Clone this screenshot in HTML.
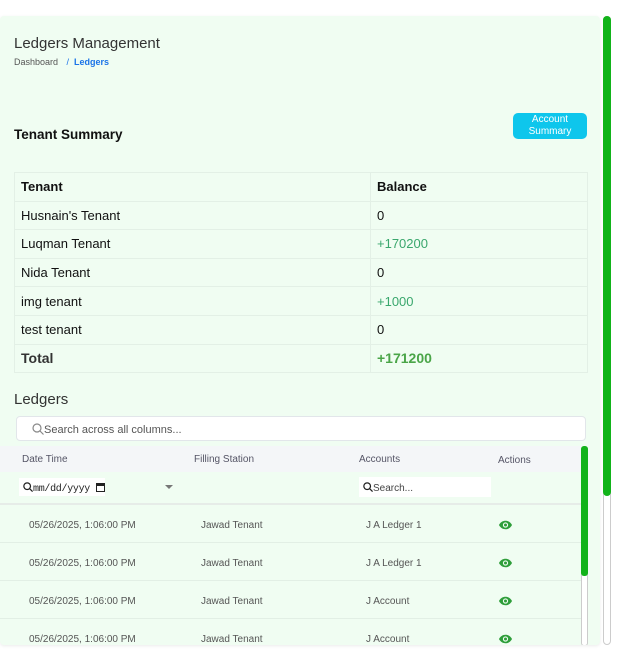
<!DOCTYPE html>
<html><head><style>
*{box-sizing:border-box;margin:0;padding:0}
body{width:617px;height:653px;background:#fff;font-family:"Liberation Sans",sans-serif;position:relative;overflow:hidden}
.card{position:absolute;left:0;top:16px;width:600px;height:629px;background:#f0fdf2;border-radius:4px;box-shadow:0 1px 3px rgba(0,0,0,.08);overflow:hidden}
.abs{position:absolute}
.sb{position:absolute;left:603px;top:16px;width:8px;height:629px;border:1px solid #ccc;border-radius:4px;background:#fff}
.sb div{position:absolute;left:-1px;top:-1px;width:8px;height:480px;background:#12b31a;border-radius:4px}
table.t{position:absolute;left:14px;top:172px;width:574px;border-collapse:collapse;font-size:13px;color:#111}
table.t td{border:1px solid #e3f0e6;height:28.6px;padding:0 6px}
table.t td:first-child{width:356px}
.g{color:#3aa76d}
.lh{position:absolute;left:0;top:446px;width:581px;height:26px;background:#f4f6f8;font-size:10px;color:#556}
.lh span,.row span{position:absolute}
.row{position:absolute;left:0;width:581px;height:38px;border-bottom:1px solid #e2efe5;font-size:10px;color:#555}
.eye{position:absolute;left:498px;top:15px}
</style></head><body>
<div class="card">
<div class="abs" style="left:14px;top:19px;font-size:15px;color:#333">Ledgers Management</div>
<div class="abs" style="left:14px;top:41px;font-size:9px;color:#555">Dashboard <span style="color:#1a73e8;margin-left:6px">/ &nbsp;<b style="font-weight:bold">Ledgers</b></span></div>
<div class="abs" style="left:14px;top:111px;font-size:13.5px;font-weight:bold;color:#111">Tenant Summary</div>
<div class="abs" style="left:513px;top:97px;width:74px;height:26px;background:#0ec6ec;border-radius:5px;color:#fff;font-size:10px;text-align:center;line-height:12px;padding-top:1px">Account<br>Summary</div>
<table class="t" style="top:156px">
<tr><td><b>Tenant</b></td><td><b>Balance</b></td></tr>
<tr><td>Husnain's Tenant</td><td>0</td></tr>
<tr><td>Luqman Tenant</td><td class="g">+170200</td></tr>
<tr><td>Nida Tenant</td><td>0</td></tr>
<tr><td>img tenant</td><td class="g">+1000</td></tr>
<tr><td>test tenant</td><td>0</td></tr>
<tr><td style="font-size:14px;font-weight:bold;color:#333">Total</td><td style="font-size:14px;font-weight:bold;color:#4aa548">+171200</td></tr>
</table>
<div class="abs" style="left:14px;top:375px;font-size:15px;color:#333">Ledgers</div>
<div class="abs" style="left:16px;top:400px;width:570px;height:25px;background:#fff;border:1px solid #e2e6ea;border-radius:4px;font-size:11px;color:#555;padding:6px 0 0 15px">
<svg width="12" height="12" viewBox="0 0 12 12" style="vertical-align:-2px"><circle cx="5" cy="5" r="4" fill="none" stroke="#888" stroke-width="1.2"/><path d="M8 8l3.5 3.5" stroke="#888" stroke-width="1.2"/></svg>Search across all columns...</div>
<div class="lh" style="top:430px"><span style="left:22px;top:8px">Date Time</span><span style="left:194px;top:8px">Filling Station</span><span style="left:359px;top:8px">Accounts</span><span style="left:498px;top:9px">Actions</span></div>
<div class="abs" style="left:0;top:456px;width:581px;height:33px;border-bottom:2px solid #e6ece8">
<div class="abs" style="left:19px;top:6px;width:86px;height:18px;background:#fff;font-family:'Liberation Mono',monospace;font-size:10px;padding:4px 0 0 4px;color:#222;white-space:nowrap;letter-spacing:-0.3px">
<svg width="10" height="10" viewBox="0 0 12 12" style="vertical-align:-1px"><circle cx="5" cy="5" r="4" fill="none" stroke="#222" stroke-width="1.5"/><path d="M8 8l3.5 3.5" stroke="#222" stroke-width="1.5"/></svg>mm/dd/yyyy<span style="display:inline-block;width:9px;height:9px;border:1.5px solid #222;border-top-width:3px;vertical-align:-1px;margin-left:6px"></span></div>
<div class="abs" style="left:165px;top:13px;width:0;height:0;border-left:4px solid transparent;border-right:4px solid transparent;border-top:4px solid #777"></div>
<div class="abs" style="left:359px;top:5px;width:132px;height:20px;background:#fff;font-size:10px;color:#444;padding:5px 0 0 4px">
<svg width="10" height="10" viewBox="0 0 12 12" style="vertical-align:-1px"><circle cx="5" cy="5" r="4" fill="none" stroke="#222" stroke-width="1.5"/><path d="M8 8l3.5 3.5" stroke="#222" stroke-width="1.5"/></svg>Search...</div>
</div>
<div class="row" style="top:489px"><span style="left:29px;top:15px">05/26/2025, 1:06:00 PM</span><span style="left:201px;top:15px">Jawad Tenant</span><span style="left:366px;top:15px">J A Ledger 1</span><svg class="eye" width="15" height="10" viewBox="0 0 16 10"><path d="M1 5C3 1.5 5.5 0.5 8 0.5S13 1.5 15 5C13 8.5 10.5 9.5 8 9.5S3 8.5 1 5Z" fill="#2e9e3a"/><circle cx="8" cy="5" r="2.8" fill="#f0fdf2"/><circle cx="8" cy="5" r="1.6" fill="#2e9e3a"/></svg></div>
<div class="row" style="top:527px"><span style="left:29px;top:15px">05/26/2025, 1:06:00 PM</span><span style="left:201px;top:15px">Jawad Tenant</span><span style="left:366px;top:15px">J A Ledger 1</span><svg class="eye" width="15" height="10" viewBox="0 0 16 10"><path d="M1 5C3 1.5 5.5 0.5 8 0.5S13 1.5 15 5C13 8.5 10.5 9.5 8 9.5S3 8.5 1 5Z" fill="#2e9e3a"/><circle cx="8" cy="5" r="2.8" fill="#f0fdf2"/><circle cx="8" cy="5" r="1.6" fill="#2e9e3a"/></svg></div>
<div class="row" style="top:565px"><span style="left:29px;top:15px">05/26/2025, 1:06:00 PM</span><span style="left:201px;top:15px">Jawad Tenant</span><span style="left:366px;top:15px">J Account</span><svg class="eye" width="15" height="10" viewBox="0 0 16 10"><path d="M1 5C3 1.5 5.5 0.5 8 0.5S13 1.5 15 5C13 8.5 10.5 9.5 8 9.5S3 8.5 1 5Z" fill="#2e9e3a"/><circle cx="8" cy="5" r="2.8" fill="#f0fdf2"/><circle cx="8" cy="5" r="1.6" fill="#2e9e3a"/></svg></div>
<div class="row" style="top:603px"><span style="left:29px;top:15px">05/26/2025, 1:06:00 PM</span><span style="left:201px;top:15px">Jawad Tenant</span><span style="left:366px;top:15px">J Account</span><svg class="eye" width="15" height="10" viewBox="0 0 16 10"><path d="M1 5C3 1.5 5.5 0.5 8 0.5S13 1.5 15 5C13 8.5 10.5 9.5 8 9.5S3 8.5 1 5Z" fill="#2e9e3a"/><circle cx="8" cy="5" r="2.8" fill="#f0fdf2"/><circle cx="8" cy="5" r="1.6" fill="#2e9e3a"/></svg></div>
<div class="abs" style="left:581px;top:430px;width:7px;height:200px;border:1px solid #ccc;border-radius:3px;background:#fff"><div style="position:absolute;left:-1px;top:-1px;width:7px;height:130px;background:#12b31a;border-radius:3px"></div></div>
</div>
<div class="sb"><div></div></div>
</body></html>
------------------------------------
**REQUIRED WORK:**
The listing above must be printed again exactly, minus its pictures.

**ANSWER:**
Clone this screenshot in HTML.
<!DOCTYPE html>
<html><head><style>
*{box-sizing:border-box;margin:0;padding:0}
body{width:617px;height:653px;background:#fff;font-family:"Liberation Sans",sans-serif;position:relative;overflow:hidden}
.card{position:absolute;left:0;top:16px;width:600px;height:629px;background:#f0fdf2;border-radius:4px;box-shadow:0 1px 3px rgba(0,0,0,.08);overflow:hidden}
.abs{position:absolute}
.sb{position:absolute;left:603px;top:16px;width:8px;height:629px;border:1px solid #ccc;border-radius:4px;background:#fff}
.sb div{position:absolute;left:-1px;top:-1px;width:8px;height:480px;background:#12b31a;border-radius:4px}
table.t{position:absolute;left:14px;top:172px;width:574px;border-collapse:collapse;font-size:13px;color:#111}
table.t td{border:1px solid #e3f0e6;height:28.6px;padding:0 6px}
table.t td:first-child{width:356px}
.g{color:#3aa76d}
.lh{position:absolute;left:0;top:446px;width:581px;height:26px;background:#f4f6f8;font-size:10px;color:#556}
.lh span,.row span{position:absolute}
.row{position:absolute;left:0;width:581px;height:38px;border-bottom:1px solid #e2efe5;font-size:10px;color:#555}
.eye{position:absolute;left:498px;top:15px}
</style></head><body>
<div class="card">
<div class="abs" style="left:14px;top:19px;font-size:15px;color:#333">Ledgers Management</div>
<div class="abs" style="left:14px;top:41px;font-size:9px;color:#555">Dashboard <span style="color:#1a73e8;margin-left:6px">/ &nbsp;<b style="font-weight:bold">Ledgers</b></span></div>
<div class="abs" style="left:14px;top:111px;font-size:13.5px;font-weight:bold;color:#111">Tenant Summary</div>
<div class="abs" style="left:513px;top:97px;width:74px;height:26px;background:#0ec6ec;border-radius:5px;color:#fff;font-size:10px;text-align:center;line-height:12px;padding-top:1px">Account<br>Summary</div>
<table class="t" style="top:156px">
<tr><td><b>Tenant</b></td><td><b>Balance</b></td></tr>
<tr><td>Husnain's Tenant</td><td>0</td></tr>
<tr><td>Luqman Tenant</td><td class="g">+170200</td></tr>
<tr><td>Nida Tenant</td><td>0</td></tr>
<tr><td>img tenant</td><td class="g">+1000</td></tr>
<tr><td>test tenant</td><td>0</td></tr>
<tr><td style="font-size:14px;font-weight:bold;color:#333">Total</td><td style="font-size:14px;font-weight:bold;color:#4aa548">+171200</td></tr>
</table>
<div class="abs" style="left:14px;top:375px;font-size:15px;color:#333">Ledgers</div>
<div class="abs" style="left:16px;top:400px;width:570px;height:25px;background:#fff;border:1px solid #e2e6ea;border-radius:4px;font-size:11px;color:#555;padding:6px 0 0 15px">
<svg width="12" height="12" viewBox="0 0 12 12" style="vertical-align:-2px"><circle cx="5" cy="5" r="4" fill="none" stroke="#888" stroke-width="1.2"/><path d="M8 8l3.5 3.5" stroke="#888" stroke-width="1.2"/></svg>Search across all columns...</div>
<div class="lh" style="top:430px"><span style="left:22px;top:8px">Date Time</span><span style="left:194px;top:8px">Filling Station</span><span style="left:359px;top:8px">Accounts</span><span style="left:498px;top:9px">Actions</span></div>
<div class="abs" style="left:0;top:456px;width:581px;height:33px;border-bottom:2px solid #e6ece8">
<div class="abs" style="left:19px;top:6px;width:86px;height:18px;background:#fff;font-family:'Liberation Mono',monospace;font-size:10px;padding:4px 0 0 4px;color:#222;white-space:nowrap;letter-spacing:-0.3px">
<svg width="10" height="10" viewBox="0 0 12 12" style="vertical-align:-1px"><circle cx="5" cy="5" r="4" fill="none" stroke="#222" stroke-width="1.5"/><path d="M8 8l3.5 3.5" stroke="#222" stroke-width="1.5"/></svg>mm/dd/yyyy<span style="display:inline-block;width:9px;height:9px;border:1.5px solid #222;border-top-width:3px;vertical-align:-1px;margin-left:6px"></span></div>
<div class="abs" style="left:165px;top:13px;width:0;height:0;border-left:4px solid transparent;border-right:4px solid transparent;border-top:4px solid #777"></div>
<div class="abs" style="left:359px;top:5px;width:132px;height:20px;background:#fff;font-size:10px;color:#444;padding:5px 0 0 4px">
<svg width="10" height="10" viewBox="0 0 12 12" style="vertical-align:-1px"><circle cx="5" cy="5" r="4" fill="none" stroke="#222" stroke-width="1.5"/><path d="M8 8l3.5 3.5" stroke="#222" stroke-width="1.5"/></svg>Search...</div>
</div>
<div class="row" style="top:489px"><span style="left:29px;top:15px">05/26/2025, 1:06:00 PM</span><span style="left:201px;top:15px">Jawad Tenant</span><span style="left:366px;top:15px">J A Ledger 1</span><svg class="eye" width="15" height="10" viewBox="0 0 16 10"><path d="M1 5C3 1.5 5.5 0.5 8 0.5S13 1.5 15 5C13 8.5 10.5 9.5 8 9.5S3 8.5 1 5Z" fill="#2e9e3a"/><circle cx="8" cy="5" r="2.8" fill="#f0fdf2"/><circle cx="8" cy="5" r="1.6" fill="#2e9e3a"/></svg></div>
<div class="row" style="top:527px"><span style="left:29px;top:15px">05/26/2025, 1:06:00 PM</span><span style="left:201px;top:15px">Jawad Tenant</span><span style="left:366px;top:15px">J A Ledger 1</span><svg class="eye" width="15" height="10" viewBox="0 0 16 10"><path d="M1 5C3 1.5 5.5 0.5 8 0.5S13 1.5 15 5C13 8.5 10.5 9.5 8 9.5S3 8.5 1 5Z" fill="#2e9e3a"/><circle cx="8" cy="5" r="2.8" fill="#f0fdf2"/><circle cx="8" cy="5" r="1.6" fill="#2e9e3a"/></svg></div>
<div class="row" style="top:565px"><span style="left:29px;top:15px">05/26/2025, 1:06:00 PM</span><span style="left:201px;top:15px">Jawad Tenant</span><span style="left:366px;top:15px">J Account</span><svg class="eye" width="15" height="10" viewBox="0 0 16 10"><path d="M1 5C3 1.5 5.5 0.5 8 0.5S13 1.5 15 5C13 8.5 10.5 9.5 8 9.5S3 8.5 1 5Z" fill="#2e9e3a"/><circle cx="8" cy="5" r="2.8" fill="#f0fdf2"/><circle cx="8" cy="5" r="1.6" fill="#2e9e3a"/></svg></div>
<div class="row" style="top:603px"><span style="left:29px;top:15px">05/26/2025, 1:06:00 PM</span><span style="left:201px;top:15px">Jawad Tenant</span><span style="left:366px;top:15px">J Account</span><svg class="eye" width="15" height="10" viewBox="0 0 16 10"><path d="M1 5C3 1.5 5.5 0.5 8 0.5S13 1.5 15 5C13 8.5 10.5 9.5 8 9.5S3 8.5 1 5Z" fill="#2e9e3a"/><circle cx="8" cy="5" r="2.8" fill="#f0fdf2"/><circle cx="8" cy="5" r="1.6" fill="#2e9e3a"/></svg></div>
<div class="abs" style="left:581px;top:430px;width:7px;height:200px;border:1px solid #ccc;border-radius:3px;background:#fff"><div style="position:absolute;left:-1px;top:-1px;width:7px;height:130px;background:#12b31a;border-radius:3px"></div></div>
</div>
<div class="sb"><div></div></div>
</body></html>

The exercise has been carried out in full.